<<<<

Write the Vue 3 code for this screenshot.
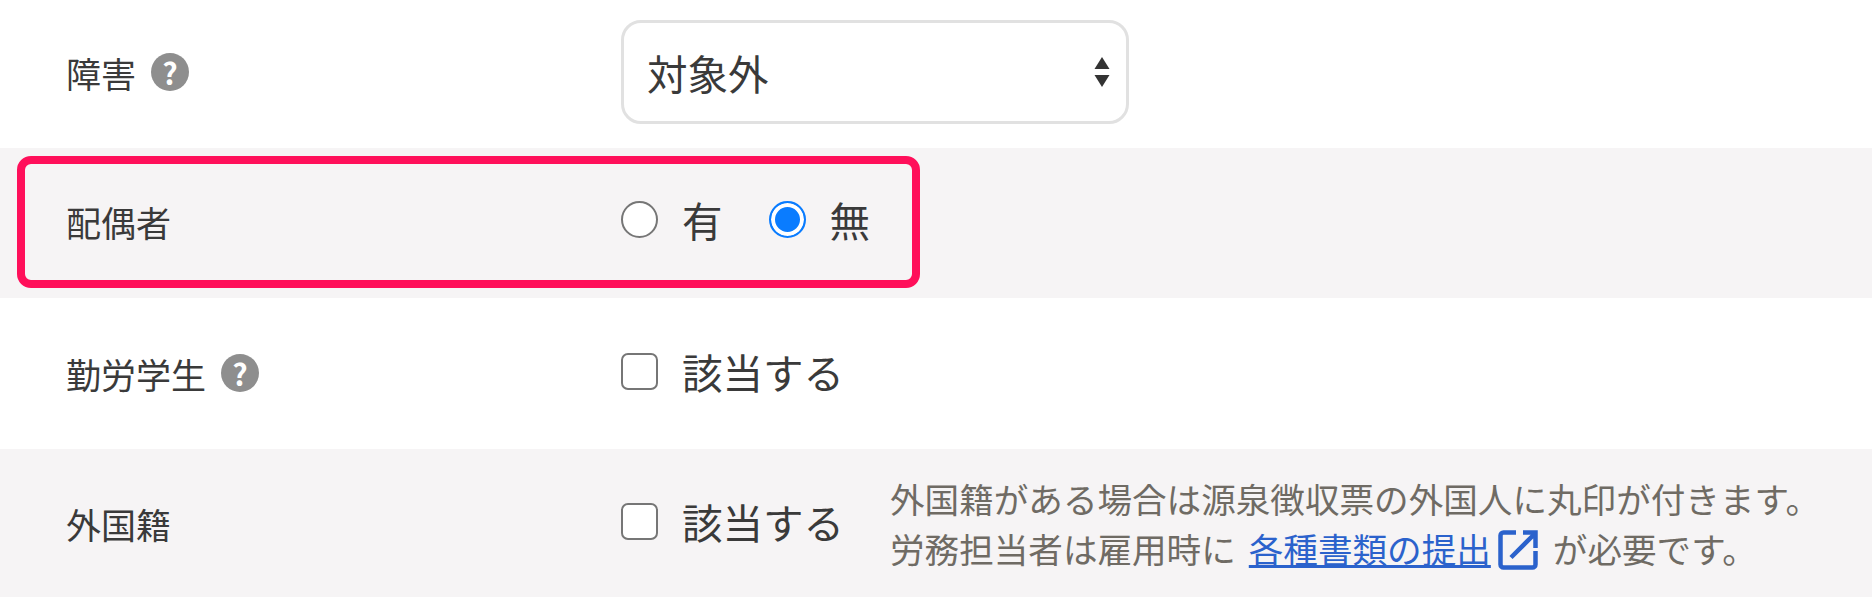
<script setup>
import { ref } from 'vue'

const disability = ref('対象外')
const spouse = ref('no')
const student = ref(false)
const foreign = ref(false)
</script>

<template>
  <div class="form">
    <div class="row first">
      <div class="label">
        障害
        <span class="help">?</span>
      </div>
      <div class="control">
        <div class="select-wrap">
          <select v-model="disability" class="select">
            <option>対象外</option>
          </select>
          <svg class="select-arrows" width="16" height="32" viewBox="0 0 16 32">
            <path d="M8 1 15.5 13H.5z" fill="#333" />
            <path d="M8 31 .5 19h15z" fill="#333" />
          </svg>
        </div>
      </div>
    </div>

    <div class="row alt spouse">
      <div class="highlight"></div>
      <div class="label">配偶者</div>
      <div class="control radios">
        <label class="option">
          <input v-model="spouse" type="radio" class="radio" value="yes" />
          <span>有</span>
        </label>
        <label class="option">
          <input v-model="spouse" type="radio" class="radio" value="no" />
          <span>無</span>
        </label>
      </div>
    </div>

    <div class="row student">
      <div class="label">
        勤労学生
        <span class="help">?</span>
      </div>
      <div class="control">
        <label class="option">
          <input v-model="student" type="checkbox" class="check" />
          <span>該当する</span>
        </label>
      </div>
    </div>

    <div class="row alt">
      <div class="label">外国籍</div>
      <div class="control">
        <label class="option">
          <input v-model="foreign" type="checkbox" class="check" />
          <span>該当する</span>
        </label>
        <div class="note">
          <p>外国籍がある場合は源泉徴収票の外国人に丸印が付きます。</p>
          <p class="note-line">
            労務担当者は雇用時に
            <a class="link" href="#">各種書類の提出</a>
            <svg class="ext" width="40" height="40" viewBox="0 0 40 40" fill="none">
              <path d="M18 2.5H5.5a3 3 0 0 0-3 3v29a3 3 0 0 0 3 3h29a3 3 0 0 0 3-3V21" />
              <path d="M13 27.5 37 3.5M25 2.5h12.5V18" />
            </svg>
            が必要です。
          </p>
        </div>
      </div>
    </div>
  </div>
</template>

<style>
html, body {
  background: #fff;
}
</style>

<style scoped>
.form {
  width: 1872px;
  font-family: "Noto Sans CJK JP", "Noto Sans", sans-serif;
  color: #3a3a3a;
}

.row {
  position: relative;
  height: 148px;
  display: flex;
  align-items: center;
  padding-left: 66px;
}

.first {
  padding-bottom: 4px;
  box-sizing: border-box;
}

.spouse {
  height: 150px;
  padding-bottom: 4px;
  box-sizing: border-box;
}

.student {
  height: 151px;
  padding-bottom: 1px;
  box-sizing: border-box;
}

.alt {
  background: #f6f4f5;
}

.label {
  width: 555px;
  flex-shrink: 0;
  display: flex;
  align-items: center;
  font-size: 35px;
}

.help {
  width: 38px;
  height: 38px;
  margin-left: 15px;
  border-radius: 50%;
  background: #8e8e8e;
  color: #fff;
  font-size: 30px;
  font-weight: 700;
  line-height: 38px;
  text-align: center;
}

.control {
  display: flex;
  align-items: center;
  font-size: 40.5px;
}

.select-wrap {
  position: relative;
  width: 508px;
  height: 104px;
}

.select {
  width: 100%;
  height: 100%;
  padding: 0 23px;
  appearance: none;
  border: 3px solid #e1e1e1;
  border-radius: 20px;
  background: #fff;
  color: #3a3a3a;
  font: inherit;
}

.select-arrows {
  position: absolute;
  top: 36px;
  right: 19px;
}

.radios {
  gap: 46px;
}

.option {
  display: flex;
  align-items: center;
  gap: 24px;
  margin-bottom: 3px;
}

.radio, .check {
  width: 37px;
  height: 37px;
  margin: 0;
  appearance: none;
  border: 2.5px solid #767676;
  background: #fff;
}

.radio {
  border-radius: 50%;
}

.radio:checked {
  border-color: #0a7cff;
  background: #0a7cff;
  box-shadow: inset 0 0 0 4px #fff;
}

.check {
  border-radius: 7px;
}

.note {
  margin-left: 46px;
  font-size: 34.6px;
  line-height: 50px;
  color: #6f6b64;
}

.note p {
  margin: 0;
}

.note-line {
  display: flex;
  align-items: center;
}

.link {
  margin-left: 13px;
  color: #2b62cc;
  text-decoration: underline;
}

.ext {
  margin: 4px 15px 0 7px;
  stroke: #2b62cc;
  stroke-width: 4.5;
}

/* red callout sits over the spouse row */
.highlight {
  position: absolute;
  left: 17px;
  top: 8px;
  width: 903px;
  height: 132px;
  box-sizing: border-box;
  border: 8px solid #ff0f5a;
  border-radius: 14px;
}
</style>
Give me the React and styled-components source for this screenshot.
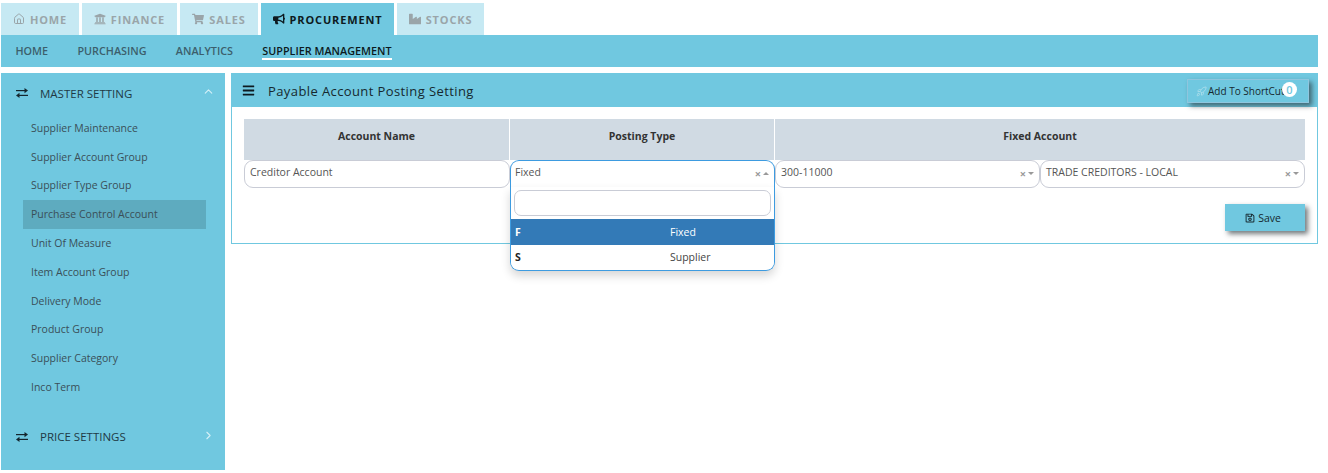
import React from "react";
import styled, { createGlobalStyle } from "styled-components";
import { FaUniversity, FaShoppingCart, FaBullhorn, FaIndustry, FaBars, FaRegSave } from "react-icons/fa";
import { LuChevronUp, LuChevronRight, LuHouse, LuRocket } from "react-icons/lu";

const Global = createGlobalStyle`
  html, body { margin: 0; padding: 0; background: #fff; }
  body { font-family: "Open Sans", "Noto Sans", sans-serif; font-size: 11px; color: #333; }
  * { box-sizing: border-box; }
`;
const Page = styled.div`
  width: 1328px; height: 473px; padding: 3px 10px 3px 1px; overflow: hidden;
`;
const Tabs = styled.div`display: flex; gap: 3px; height: 32px;`;
const Tab = styled.div`
  width: ${p => p.$w}px; display: flex; align-items: center; justify-content: center; gap: 5px;
  font-size: 11px; font-weight: 700; letter-spacing: 0.85px;
  background: ${p => p.$active ? "#70c8e0" : "#c6e9f3"};
  color: ${p => p.$active ? "#0d1a20" : "#9aa5a9"};
  svg { width: 12px; height: 12px; }
`;
const SubNav = styled.div`
  height: 32px; background: #70c8e0; display: flex; align-items: center; gap: 29.3px; padding: 0 14.5px;
`;
const SubItem = styled.div`
  font-size: 10.8px; font-weight: 600; line-height: 14px; padding-top: 1px;
  color: ${p => p.$active ? "#0d1a20" : "#3c5f6c"};
  border-bottom: 2px solid ${p => p.$active ? "#fff" : "transparent"};
`;
const Body = styled.div`display: flex; gap: 6px; margin-top: 6px;`;
const Sidebar = styled.div`width: 224px; height: 397px; background: #70c8e0; flex: none;`;
const Group = styled.div`
  display: flex; align-items: center; height: 40.5px; padding: 0 10px 0 15px; color: #1f3a45; font-size: 11.5px;
  margin-top: ${p => p.$mt || 0}px;
  > svg:first-child { width: 12px; height: 10px; margin-right: 12px; color: #14262e; }
  span { flex: 1; }
`;
const Chevron = styled.div`
  color: #d4f0f7; display: flex; margin-top: -3px;
  svg { width: 13px; height: 13px; }
`;
const Items = styled.div`display: flex; flex-direction: column; padding-left: 22px;`;
const Item = styled.div`
  width: 183px; height: 28.8px; display: flex; align-items: center; padding-left: 8px;
  font-size: 10.5px; color: #3a4f58;
  background: ${p => p.$active ? "#5eabbf" : "transparent"};
`;
const Panel = styled.div`
  width: 1087px; height: 171px; border: 1px solid #70c8e0; border-top: 0; position: relative;
`;
const PanelHead = styled.div`
  margin: 0 -1px; height: 34px; background: #70c8e0; display: flex; align-items: center; padding: 2px 10px 0 11px;
  color: #16282f; font-size: 13px; letter-spacing: 0.4px; position: relative;
  > svg { width: 13px; height: 13px; margin: -2px 13px 0 0; color: #0d1a20; }
`;
const Shortcut = styled.div`
  position: absolute; left: 956px; top: 6px; width: 122px; height: 24px;
  border: 1px solid #8fc6de; background: #70c8e0; box-shadow: 3px 3px 5px rgba(40,50,55,.65);
  display: flex; align-items: center; padding-left: 8px; gap: 1px; font-size: 10px; letter-spacing: 0; color: #16282f;
  svg { width: 11px; height: 11px; color: #a6dcea; }
`;
const Badge = styled.div`
  position: absolute; right: 11px; top: 2px; width: 15px; height: 15px; border-radius: 50%;
  background: #fff; color: #70c8e0; font-size: 11px; font-weight: 600; display: flex; align-items: center; justify-content: center;
`;
const Content = styled.div`padding: 12px 12px 0 12px;`;
const HeadRow = styled.div`display: grid; grid-template-columns: 266px 265px 1fr; height: 41px;`;
const HeadCell = styled.div`
  background: #d0dae3; display: flex; align-items: center; justify-content: center; padding-bottom: 8px;
  font-weight: 700; font-size: 10.5px; color: #333; border-right: 1px solid #fff;
  &:last-child { border-right: 0; }
`;
const Row = styled.div`display: grid; grid-template-columns: 266px repeat(3, 265px); height: 28px;`;
const Field = styled.div`
  height: 28px; background: #fff; border-radius: 9px; display: flex; align-items: center;
  padding: 0 5px 4px 5px; font-size: 10.5px; color: #555; position: relative;
  border: 1px solid ${p => p.$focus ? "#3d9be0" : "#c9ccd6"};
  ${p => p.$focus ? "border-bottom-left-radius: 0; border-bottom-right-radius: 0; border-bottom-color: transparent; padding-left: 4px;" : ""}
  span { flex: 1; }
`;
const Marks = styled.div`
  display: flex; align-items: center; gap: 2px; color: #999; font-size: 11px; font-weight: 700; margin-top: 2px;
`;
const Arrow = styled.i`
  width: 0; height: 0; border-left: 3px solid transparent; border-right: 3px solid transparent; margin-top: 1px;
  ${p => p.$up ? "border-bottom: 3px solid #999;" : "border-top: 3px solid #999;"}
`;
const Dropdown = styled.div`
  position: absolute; left: -1px; right: -1px; top: 26px; height: 84px; background: #fff;
  border: 1px solid #3d9be0; border-top: 0; border-radius: 0 0 9px 9px;
  box-shadow: 0 5px 10px rgba(0,0,0,.16); padding-top: 3px; z-index: 5; overflow: hidden;
`;
const Search = styled.div`
  height: 26px; margin: 0 3px; border: 1px solid #c9ccd6; border-radius: 7px; background: #fff;
`;
const Option = styled.div`
  height: ${p => p.$h}px; display: grid; grid-template-columns: 155px 1fr; align-items: center; padding-left: 4px; margin-top: ${p => p.$mt || 0}px;
  font-size: 10.5px; background: ${p => p.$active ? "#337ab7" : "#fff"}; color: ${p => p.$active ? "#fff" : "#444"};
  b { color: ${p => p.$active ? "#fff" : "#222"}; }
`;
const Actions = styled.div`display: flex; justify-content: flex-end; margin-top: 16px;`;
const Save = styled.div`
  width: 80px; height: 27px; background: #70c8e0; display: flex; align-items: center; justify-content: center; gap: 3px; padding-right: 4px;
  font-size: 10.5px; color: #16282f; box-shadow: 3px 3px 5px rgba(40,50,55,.65);
  svg { width: 10px; height: 10px; }
`;

const Sel = ({ children }) => (
  <Field><span>{children}</span><Marks>×<Arrow /></Marks></Field>
);

const Exchange = () => (
  <svg viewBox="0 0 12 10" fill="currentColor" aria-hidden="true">
    <rect x="0" y="2" width="9" height="1.2" />
    <path d="M8.5 0 L12 2.6 L8.5 5.2 Z" />
    <rect x="3" y="6.8" width="9" height="1.2" />
    <path d="M3.5 4.8 L0 7.4 L3.5 10 Z" />
  </svg>
);

const items = ["Supplier Maintenance", "Supplier Account Group", "Supplier Type Group", "Purchase Control Account", "Unit Of Measure", "Item Account Group", "Delivery Mode", "Product Group", "Supplier Category", "Inco Term"];

export default function App() {
  return (
    <Page>
      <Global />
      <Tabs>
        <Tab $w={78}><LuHouse />HOME</Tab>
        <Tab $w={95}><FaUniversity />FINANCE</Tab>
        <Tab $w={78}><FaShoppingCart />SALES</Tab>
        <Tab $w={133} $active><FaBullhorn />PROCUREMENT</Tab>
        <Tab $w={87}><FaIndustry />STOCKS</Tab>
      </Tabs>
      <SubNav>
        <SubItem>HOME</SubItem>
        <SubItem>PURCHASING</SubItem>
        <SubItem>ANALYTICS</SubItem>
        <SubItem $active>SUPPLIER MANAGEMENT</SubItem>
      </SubNav>
      <Body>
        <Sidebar>
          <Group><Exchange /><span>MASTER SETTING</span><Chevron><LuChevronUp /></Chevron></Group>
          <Items>
            {items.map(t => <Item key={t} $active={t === "Purchase Control Account"}>{t}</Item>)}
          </Items>
          <Group $mt={15}><Exchange /><span>PRICE SETTINGS</span><Chevron><LuChevronRight /></Chevron></Group>
        </Sidebar>
        <Panel>
          <PanelHead>
            <FaBars />Payable Account Posting Setting
            <Shortcut><LuRocket />Add To ShortCut<Badge>0</Badge></Shortcut>
          </PanelHead>
          <Content>
            <HeadRow>
              <HeadCell>Account Name</HeadCell>
              <HeadCell>Posting Type</HeadCell>
              <HeadCell>Fixed Account</HeadCell>
            </HeadRow>
            <Row>
              <Field><span>Creditor Account</span></Field>
              <Field $focus>
                <span>Fixed</span><Marks>×<Arrow $up /></Marks>
                <Dropdown>
                  <Search />
                  <Option $active $mt={3} $h={26}><b>F</b>Fixed</Option>
                  <Option $h={24}><b>S</b>Supplier</Option>
                </Dropdown>
              </Field>
              <Sel>300-11000</Sel>
              <Sel>TRADE CREDITORS - LOCAL</Sel>
            </Row>
            <Actions><Save><FaRegSave />Save</Save></Actions>
          </Content>
        </Panel>
      </Body>
    </Page>
  );
}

>>>>

**Exercise prompt**
Above are some records; extract exactly the lines from the one containing "Give me the" through the one containing "LuChevronRight, LuHouse, LuRocket" and drop the pictures.

**Expected answer**
Give me the React and styled-components source for this screenshot.
import React from "react";
import styled, { createGlobalStyle } from "styled-components";
import { FaUniversity, FaShoppingCart, FaBullhorn, FaIndustry, FaBars, FaRegSave } from "react-icons/fa";
import { LuChevronUp, LuChevronRight, LuHouse, LuRocket } from "react-icons/lu";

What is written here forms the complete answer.